DATA EXCERPT>
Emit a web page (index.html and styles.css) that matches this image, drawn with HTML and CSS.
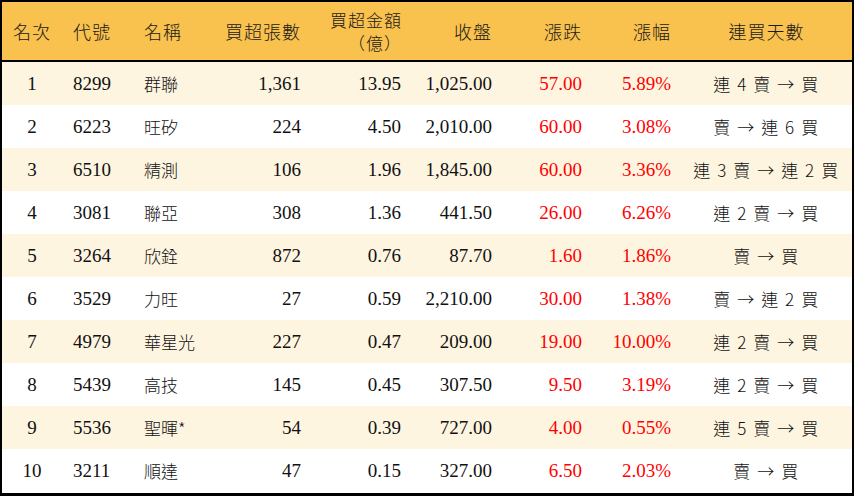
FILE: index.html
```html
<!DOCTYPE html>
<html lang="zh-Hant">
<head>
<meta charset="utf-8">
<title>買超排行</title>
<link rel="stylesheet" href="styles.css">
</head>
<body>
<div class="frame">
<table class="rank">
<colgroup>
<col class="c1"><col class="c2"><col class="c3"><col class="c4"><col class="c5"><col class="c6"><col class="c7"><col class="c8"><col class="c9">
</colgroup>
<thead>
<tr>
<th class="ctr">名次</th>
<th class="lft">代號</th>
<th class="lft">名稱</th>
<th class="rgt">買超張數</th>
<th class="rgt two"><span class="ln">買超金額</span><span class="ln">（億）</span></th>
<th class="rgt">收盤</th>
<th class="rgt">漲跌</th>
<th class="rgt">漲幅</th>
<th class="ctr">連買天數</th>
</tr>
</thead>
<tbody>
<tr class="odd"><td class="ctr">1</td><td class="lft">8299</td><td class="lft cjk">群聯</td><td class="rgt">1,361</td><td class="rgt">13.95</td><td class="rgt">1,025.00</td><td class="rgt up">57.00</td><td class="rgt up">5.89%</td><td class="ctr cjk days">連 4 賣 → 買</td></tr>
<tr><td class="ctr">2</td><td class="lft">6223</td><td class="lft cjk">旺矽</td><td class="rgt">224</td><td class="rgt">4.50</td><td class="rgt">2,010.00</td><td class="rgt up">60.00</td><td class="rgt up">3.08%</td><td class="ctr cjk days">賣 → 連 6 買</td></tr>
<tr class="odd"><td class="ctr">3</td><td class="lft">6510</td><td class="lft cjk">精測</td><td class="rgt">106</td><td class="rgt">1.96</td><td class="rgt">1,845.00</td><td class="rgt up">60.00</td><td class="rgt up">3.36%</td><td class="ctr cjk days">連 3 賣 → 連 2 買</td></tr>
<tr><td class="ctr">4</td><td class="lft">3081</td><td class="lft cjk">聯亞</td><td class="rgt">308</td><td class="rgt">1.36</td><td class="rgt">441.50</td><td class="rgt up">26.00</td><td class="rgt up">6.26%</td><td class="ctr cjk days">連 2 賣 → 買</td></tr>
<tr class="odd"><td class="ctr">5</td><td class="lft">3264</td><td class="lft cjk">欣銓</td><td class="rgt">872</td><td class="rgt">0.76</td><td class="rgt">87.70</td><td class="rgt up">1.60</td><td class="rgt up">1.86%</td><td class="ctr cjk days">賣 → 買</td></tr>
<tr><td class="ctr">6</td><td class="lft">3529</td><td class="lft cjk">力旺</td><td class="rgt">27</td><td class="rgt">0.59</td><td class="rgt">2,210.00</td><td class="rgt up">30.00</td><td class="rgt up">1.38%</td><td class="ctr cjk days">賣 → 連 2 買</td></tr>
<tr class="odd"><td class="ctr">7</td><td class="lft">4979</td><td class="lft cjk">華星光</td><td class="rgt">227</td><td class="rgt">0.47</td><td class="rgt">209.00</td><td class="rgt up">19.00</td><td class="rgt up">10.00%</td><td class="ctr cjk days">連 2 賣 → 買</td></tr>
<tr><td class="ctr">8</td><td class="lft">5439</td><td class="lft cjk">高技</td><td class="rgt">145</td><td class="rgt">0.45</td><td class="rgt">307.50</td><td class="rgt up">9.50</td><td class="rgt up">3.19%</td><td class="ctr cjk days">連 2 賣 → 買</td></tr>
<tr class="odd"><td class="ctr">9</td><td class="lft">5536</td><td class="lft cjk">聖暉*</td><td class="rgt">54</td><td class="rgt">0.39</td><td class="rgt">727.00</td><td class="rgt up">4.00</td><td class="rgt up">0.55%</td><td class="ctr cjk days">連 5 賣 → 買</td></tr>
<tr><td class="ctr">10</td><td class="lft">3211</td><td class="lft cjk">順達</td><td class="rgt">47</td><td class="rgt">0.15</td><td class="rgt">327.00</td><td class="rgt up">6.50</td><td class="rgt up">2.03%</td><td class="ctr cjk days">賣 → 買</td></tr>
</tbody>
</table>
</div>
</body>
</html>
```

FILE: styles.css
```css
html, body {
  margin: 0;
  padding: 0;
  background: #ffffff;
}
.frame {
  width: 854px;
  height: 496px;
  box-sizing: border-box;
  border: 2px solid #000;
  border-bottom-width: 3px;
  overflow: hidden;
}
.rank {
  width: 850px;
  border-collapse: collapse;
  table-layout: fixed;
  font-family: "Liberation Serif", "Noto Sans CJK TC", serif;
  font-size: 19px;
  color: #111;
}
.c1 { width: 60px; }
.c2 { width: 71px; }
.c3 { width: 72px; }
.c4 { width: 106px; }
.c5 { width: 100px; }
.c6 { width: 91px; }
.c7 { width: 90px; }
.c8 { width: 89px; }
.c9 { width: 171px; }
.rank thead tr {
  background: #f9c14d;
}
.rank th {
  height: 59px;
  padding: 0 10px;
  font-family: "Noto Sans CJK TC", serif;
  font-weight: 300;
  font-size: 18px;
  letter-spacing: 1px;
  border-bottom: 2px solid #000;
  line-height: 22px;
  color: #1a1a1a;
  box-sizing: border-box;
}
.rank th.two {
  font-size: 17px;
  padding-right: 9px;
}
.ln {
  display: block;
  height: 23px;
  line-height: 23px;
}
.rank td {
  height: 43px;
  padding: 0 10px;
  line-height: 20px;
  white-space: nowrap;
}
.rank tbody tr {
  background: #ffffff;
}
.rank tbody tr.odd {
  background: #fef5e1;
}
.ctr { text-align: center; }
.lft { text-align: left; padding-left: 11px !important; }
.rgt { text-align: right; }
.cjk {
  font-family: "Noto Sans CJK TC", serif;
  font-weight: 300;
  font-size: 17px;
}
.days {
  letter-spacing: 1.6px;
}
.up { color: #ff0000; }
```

WRITTEN REQUEST> Only the count is wanted: report how many lines of the material above hold the word "index".

CORRECT RESPONSE> 2